A real Forth system stacks shorts/longs or other fixed-size stuff, but since a Tcl list can hold any string as elements, I'm not hurried to model the more complex string handling in Forth. Instead, all words not known as commands are pushed, and it's up to the popper what he does with them, so Forth's

 ." hello, world "

(dot-quote and quote being words that cause special handling of their content) is now simply

 "hello, world" .

- the dot, in Forth only for printing integers, here prints any string it finds on top of stack...


What's completely missing yet are control structures like

   ... (cond) IF (this) ELSE (that) THEN ...

To add those, more lookahead modes in the interpreter are needed. Maybe sometime later...

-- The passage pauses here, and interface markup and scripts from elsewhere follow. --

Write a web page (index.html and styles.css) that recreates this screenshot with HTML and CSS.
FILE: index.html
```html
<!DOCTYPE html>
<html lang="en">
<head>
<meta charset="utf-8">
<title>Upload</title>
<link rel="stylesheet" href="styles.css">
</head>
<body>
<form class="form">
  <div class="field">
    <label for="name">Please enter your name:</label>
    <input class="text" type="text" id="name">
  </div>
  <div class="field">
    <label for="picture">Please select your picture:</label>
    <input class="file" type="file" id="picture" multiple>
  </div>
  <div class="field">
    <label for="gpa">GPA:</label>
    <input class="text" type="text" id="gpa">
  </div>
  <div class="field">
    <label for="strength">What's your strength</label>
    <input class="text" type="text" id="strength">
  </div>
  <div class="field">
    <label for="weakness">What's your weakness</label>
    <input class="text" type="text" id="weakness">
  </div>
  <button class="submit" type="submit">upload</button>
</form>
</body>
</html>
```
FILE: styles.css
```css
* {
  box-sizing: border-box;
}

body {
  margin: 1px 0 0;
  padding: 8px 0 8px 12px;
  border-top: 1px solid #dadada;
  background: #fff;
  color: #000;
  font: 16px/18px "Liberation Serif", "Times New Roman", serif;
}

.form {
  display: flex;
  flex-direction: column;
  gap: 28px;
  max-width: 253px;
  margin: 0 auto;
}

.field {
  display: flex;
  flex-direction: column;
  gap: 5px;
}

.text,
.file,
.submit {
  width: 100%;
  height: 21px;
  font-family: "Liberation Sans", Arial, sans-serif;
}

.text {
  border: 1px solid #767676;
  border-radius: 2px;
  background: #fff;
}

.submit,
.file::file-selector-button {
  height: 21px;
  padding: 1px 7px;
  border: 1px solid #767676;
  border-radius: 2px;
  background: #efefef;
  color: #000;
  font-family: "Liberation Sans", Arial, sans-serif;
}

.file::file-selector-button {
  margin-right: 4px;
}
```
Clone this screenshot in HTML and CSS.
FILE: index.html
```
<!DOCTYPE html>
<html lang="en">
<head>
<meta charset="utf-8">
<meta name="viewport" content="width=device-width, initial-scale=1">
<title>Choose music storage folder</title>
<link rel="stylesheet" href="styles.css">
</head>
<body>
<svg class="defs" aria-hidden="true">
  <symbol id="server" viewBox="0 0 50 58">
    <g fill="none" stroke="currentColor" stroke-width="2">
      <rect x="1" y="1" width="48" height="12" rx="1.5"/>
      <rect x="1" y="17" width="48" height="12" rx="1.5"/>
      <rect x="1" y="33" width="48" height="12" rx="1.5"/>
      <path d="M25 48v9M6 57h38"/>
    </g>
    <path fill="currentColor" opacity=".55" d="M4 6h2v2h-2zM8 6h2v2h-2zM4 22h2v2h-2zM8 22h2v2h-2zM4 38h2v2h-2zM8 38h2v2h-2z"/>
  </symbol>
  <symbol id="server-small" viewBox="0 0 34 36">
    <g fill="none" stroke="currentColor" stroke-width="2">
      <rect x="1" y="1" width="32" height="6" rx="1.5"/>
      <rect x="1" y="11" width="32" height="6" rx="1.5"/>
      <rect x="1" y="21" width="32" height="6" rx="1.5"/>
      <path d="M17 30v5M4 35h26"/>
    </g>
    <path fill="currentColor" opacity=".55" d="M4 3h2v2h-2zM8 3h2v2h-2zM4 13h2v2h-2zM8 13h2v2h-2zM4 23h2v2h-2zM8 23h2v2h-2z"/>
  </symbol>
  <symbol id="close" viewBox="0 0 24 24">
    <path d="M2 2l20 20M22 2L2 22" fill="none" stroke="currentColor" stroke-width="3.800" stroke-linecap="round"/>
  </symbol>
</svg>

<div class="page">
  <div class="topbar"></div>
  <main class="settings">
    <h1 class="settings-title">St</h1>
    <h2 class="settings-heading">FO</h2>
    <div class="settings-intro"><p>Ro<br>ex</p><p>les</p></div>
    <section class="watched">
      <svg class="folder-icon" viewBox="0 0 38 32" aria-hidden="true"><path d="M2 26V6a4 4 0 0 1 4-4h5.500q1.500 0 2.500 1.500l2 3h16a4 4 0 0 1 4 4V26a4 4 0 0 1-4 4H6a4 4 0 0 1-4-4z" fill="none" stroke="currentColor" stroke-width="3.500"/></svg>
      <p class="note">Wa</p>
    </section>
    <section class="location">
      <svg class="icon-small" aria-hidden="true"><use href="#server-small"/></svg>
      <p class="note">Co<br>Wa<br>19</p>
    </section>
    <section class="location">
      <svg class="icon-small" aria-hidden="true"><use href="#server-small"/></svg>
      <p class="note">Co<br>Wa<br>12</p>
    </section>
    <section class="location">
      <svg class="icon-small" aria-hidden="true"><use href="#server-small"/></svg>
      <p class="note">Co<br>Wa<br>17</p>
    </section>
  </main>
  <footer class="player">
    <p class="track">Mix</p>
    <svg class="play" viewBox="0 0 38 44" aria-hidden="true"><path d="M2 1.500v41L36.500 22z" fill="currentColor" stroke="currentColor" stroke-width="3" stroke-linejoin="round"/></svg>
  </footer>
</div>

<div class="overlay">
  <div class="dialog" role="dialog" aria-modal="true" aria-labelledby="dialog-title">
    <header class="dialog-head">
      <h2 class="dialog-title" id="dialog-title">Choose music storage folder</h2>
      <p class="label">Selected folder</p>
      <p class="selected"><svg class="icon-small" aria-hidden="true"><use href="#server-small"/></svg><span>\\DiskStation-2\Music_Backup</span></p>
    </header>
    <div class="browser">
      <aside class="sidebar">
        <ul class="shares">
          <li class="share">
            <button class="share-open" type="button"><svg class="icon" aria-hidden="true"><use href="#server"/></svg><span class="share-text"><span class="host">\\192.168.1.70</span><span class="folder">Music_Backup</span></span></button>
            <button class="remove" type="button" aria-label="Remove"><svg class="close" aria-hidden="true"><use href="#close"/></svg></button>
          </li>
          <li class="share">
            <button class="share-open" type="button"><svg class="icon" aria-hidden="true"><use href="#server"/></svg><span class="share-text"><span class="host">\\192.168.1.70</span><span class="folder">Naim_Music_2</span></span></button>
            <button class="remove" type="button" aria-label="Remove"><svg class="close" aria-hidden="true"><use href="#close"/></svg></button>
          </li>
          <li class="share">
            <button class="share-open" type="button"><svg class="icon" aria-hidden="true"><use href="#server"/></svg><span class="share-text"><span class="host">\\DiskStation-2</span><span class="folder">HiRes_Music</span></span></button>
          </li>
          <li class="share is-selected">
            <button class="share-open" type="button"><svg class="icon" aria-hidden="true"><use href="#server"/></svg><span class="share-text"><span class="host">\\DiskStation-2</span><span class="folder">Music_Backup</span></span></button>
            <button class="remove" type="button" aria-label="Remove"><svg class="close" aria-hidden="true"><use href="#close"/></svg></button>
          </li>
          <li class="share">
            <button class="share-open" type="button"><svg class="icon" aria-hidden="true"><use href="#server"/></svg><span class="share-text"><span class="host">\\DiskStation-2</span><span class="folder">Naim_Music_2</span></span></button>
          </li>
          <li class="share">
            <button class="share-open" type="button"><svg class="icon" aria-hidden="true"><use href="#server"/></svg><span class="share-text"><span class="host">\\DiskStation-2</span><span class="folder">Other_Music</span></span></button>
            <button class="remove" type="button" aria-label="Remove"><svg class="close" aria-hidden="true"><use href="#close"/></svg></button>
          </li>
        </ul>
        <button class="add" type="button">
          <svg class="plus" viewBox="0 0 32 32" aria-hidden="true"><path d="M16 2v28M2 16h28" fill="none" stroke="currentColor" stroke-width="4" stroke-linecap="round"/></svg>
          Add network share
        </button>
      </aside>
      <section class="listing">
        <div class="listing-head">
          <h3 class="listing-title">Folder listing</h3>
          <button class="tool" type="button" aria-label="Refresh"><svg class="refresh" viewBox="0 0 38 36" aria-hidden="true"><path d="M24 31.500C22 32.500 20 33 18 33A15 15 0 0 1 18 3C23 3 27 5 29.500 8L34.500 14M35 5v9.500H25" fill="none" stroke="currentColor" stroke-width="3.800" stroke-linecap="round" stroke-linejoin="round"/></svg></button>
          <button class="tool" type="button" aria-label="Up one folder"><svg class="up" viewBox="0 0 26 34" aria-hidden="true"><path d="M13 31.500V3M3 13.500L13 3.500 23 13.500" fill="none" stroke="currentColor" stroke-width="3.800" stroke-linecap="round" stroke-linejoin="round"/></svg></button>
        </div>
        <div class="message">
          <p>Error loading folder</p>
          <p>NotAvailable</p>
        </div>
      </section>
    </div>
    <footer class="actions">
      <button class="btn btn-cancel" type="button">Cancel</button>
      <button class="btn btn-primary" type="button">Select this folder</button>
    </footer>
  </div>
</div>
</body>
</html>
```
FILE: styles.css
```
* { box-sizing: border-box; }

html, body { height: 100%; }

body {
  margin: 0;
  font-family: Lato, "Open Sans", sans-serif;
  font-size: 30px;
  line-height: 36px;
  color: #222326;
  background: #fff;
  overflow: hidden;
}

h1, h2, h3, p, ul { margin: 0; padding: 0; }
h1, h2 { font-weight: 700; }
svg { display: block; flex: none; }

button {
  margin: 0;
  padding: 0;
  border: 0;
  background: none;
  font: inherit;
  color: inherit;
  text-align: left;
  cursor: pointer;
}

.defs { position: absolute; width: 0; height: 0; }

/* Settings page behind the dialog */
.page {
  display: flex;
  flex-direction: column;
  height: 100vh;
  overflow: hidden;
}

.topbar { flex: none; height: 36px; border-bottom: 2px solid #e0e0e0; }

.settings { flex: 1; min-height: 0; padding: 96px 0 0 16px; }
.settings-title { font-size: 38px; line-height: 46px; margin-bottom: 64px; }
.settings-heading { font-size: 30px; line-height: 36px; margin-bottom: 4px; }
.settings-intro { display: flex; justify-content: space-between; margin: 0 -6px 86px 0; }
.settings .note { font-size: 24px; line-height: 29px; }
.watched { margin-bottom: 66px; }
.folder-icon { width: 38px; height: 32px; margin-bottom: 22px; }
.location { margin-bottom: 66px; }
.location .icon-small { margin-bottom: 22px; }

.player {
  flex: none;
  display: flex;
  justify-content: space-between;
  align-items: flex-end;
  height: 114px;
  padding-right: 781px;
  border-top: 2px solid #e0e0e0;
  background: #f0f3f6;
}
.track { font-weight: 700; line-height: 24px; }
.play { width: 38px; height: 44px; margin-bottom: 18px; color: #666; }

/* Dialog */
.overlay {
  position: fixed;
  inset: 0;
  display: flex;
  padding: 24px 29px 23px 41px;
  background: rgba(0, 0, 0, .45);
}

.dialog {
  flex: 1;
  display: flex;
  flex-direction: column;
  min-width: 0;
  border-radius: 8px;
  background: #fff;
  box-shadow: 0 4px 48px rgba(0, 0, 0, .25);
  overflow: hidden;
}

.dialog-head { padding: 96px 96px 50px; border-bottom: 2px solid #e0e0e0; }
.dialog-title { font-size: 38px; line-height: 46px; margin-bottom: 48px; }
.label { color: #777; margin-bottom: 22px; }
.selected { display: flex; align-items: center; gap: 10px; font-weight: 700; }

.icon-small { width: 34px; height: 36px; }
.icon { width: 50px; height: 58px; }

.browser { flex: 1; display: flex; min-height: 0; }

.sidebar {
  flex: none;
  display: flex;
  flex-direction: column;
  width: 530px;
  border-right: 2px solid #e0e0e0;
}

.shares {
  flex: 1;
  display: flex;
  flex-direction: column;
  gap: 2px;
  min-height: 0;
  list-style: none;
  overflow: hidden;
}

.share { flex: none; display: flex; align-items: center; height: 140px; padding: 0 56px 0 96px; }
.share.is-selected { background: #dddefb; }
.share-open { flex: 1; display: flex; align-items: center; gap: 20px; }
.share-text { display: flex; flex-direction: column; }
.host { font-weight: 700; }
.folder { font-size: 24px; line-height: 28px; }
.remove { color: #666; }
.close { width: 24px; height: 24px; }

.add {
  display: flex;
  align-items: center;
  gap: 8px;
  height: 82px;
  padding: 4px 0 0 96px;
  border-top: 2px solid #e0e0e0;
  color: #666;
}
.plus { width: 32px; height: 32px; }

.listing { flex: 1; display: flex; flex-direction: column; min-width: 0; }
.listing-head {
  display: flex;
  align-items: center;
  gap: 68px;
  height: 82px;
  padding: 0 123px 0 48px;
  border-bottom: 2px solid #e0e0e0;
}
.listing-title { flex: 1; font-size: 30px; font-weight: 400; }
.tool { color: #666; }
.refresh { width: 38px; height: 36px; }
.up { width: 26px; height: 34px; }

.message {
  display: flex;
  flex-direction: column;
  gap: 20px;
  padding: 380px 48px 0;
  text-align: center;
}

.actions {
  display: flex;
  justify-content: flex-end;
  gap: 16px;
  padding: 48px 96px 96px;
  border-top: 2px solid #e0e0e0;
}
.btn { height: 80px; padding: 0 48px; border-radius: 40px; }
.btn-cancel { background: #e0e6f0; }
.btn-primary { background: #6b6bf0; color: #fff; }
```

FORTH handles these with a separate stack I understand. Is there a way of doing that in Tcl? -BMA - RS: Of course - as a sensible implementation of a stack is a list, nobody prevents us from using more than one list :-)

Lars H: Postscript handles this with only one stack (even though there are on the whole several stacks in the language). There if is an operator which takes the boolean value and the then-branch of the condition as argument, like so

 2 2 + 4 eq {(Equality!) show} if

Similarly, ifelse takes a boolean, a then-branch, and an else-branch. All of it works like the If we had no if implementations of Tcl's if. I admit that it looks odd, though.

RS: Thanks - after a long time I've followed your hint, and rewrote this to RPN again.